Open davidt0x opened 12 years ago
Hi,
On Fri, Mar 2, 2012 at 11:42 AM, davidt0x < reply@reply.github.com
wrote:
Hey,
First off, thanks for a great library! You guys are providing an invaluable resource so please keep it.
That being said, I just want to bring to your attention a bug that I believe I found in the matlab interface. While using the mex interface I kept getting seg faults that would seemingly occur at random. It seemed like they would occur more frequently when working with larger amounts of data. I believe I have tracked the problem down to the improper use of pointers when building or loading and index. The functions _build_index and _load_index within the nearest_neighbors.cpp code both pass a pointer of the dataset to the API when constructing and index. However, I see that the FLANN code does not perform a copy of the dataset when constructing the index. This was probably intended behavior I imagine. However, this causes problems when trying to make the index persistent accross mex calls because that dataset memory can be deallocated after the flann_load_index or flann_build_index calls are completely. This is because the dataset memory is allocated for the arguments of the se mex calls and after they are done will most likely be cleaned up by the memory manager after they finish.
Yes, the index does not make a copy of the dataset and that is indeed the intended behavior. The reason for that is that in case of large datasets it's not desirable to create a copy and use twice the memory (in case of very large datasets there's not even enough memory on the machine to do that).

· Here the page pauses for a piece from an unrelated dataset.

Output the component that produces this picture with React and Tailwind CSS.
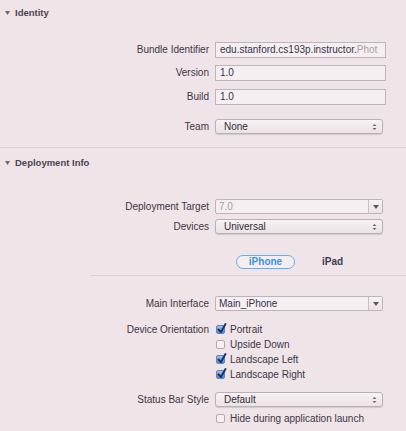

I hope all that makes sense. The easiest way that I found to fix this is to modify nearest_neighbors.cpp such that it makes a copy of the dataset passed in via the input arguments to mexFunction. This copy must also be kept track of so that it can be free'd when flann_free_index is called. I have implemented this myself and it seems to resolve all segfaults that I was encountering. There is probably a better fix.
I just wanted to let you all know of the problem. As I said, this bug might be hard to reproduce as it doesn't always cause seg faults. I did not have any problems until I moved to larger datasets.
I think that if a reference is kept in Matlab to the dataset being used, Matlab's memory manager would not deallocate the memory. I'll look into the possibility of preventing the deallocation from the MEX call.
Thanks, Marius
Hey Marius,
Thanks for getting back to me. Yes, I figured that is why you guys were not copying the data. It makes the most sense in C but becomes annoying in matlab for making things persistent accross mex calls because you have the matlab memory manager to deal with. To make the memory allocated for the arguments persistent you could try:
http://www.mathworks.com/help/techdoc/apiref/mexmakememorypersistent.html http://www.mathworks.com/help/techdoc/apiref/mexmakearraypersistent.html
This would seem to be better than copying it.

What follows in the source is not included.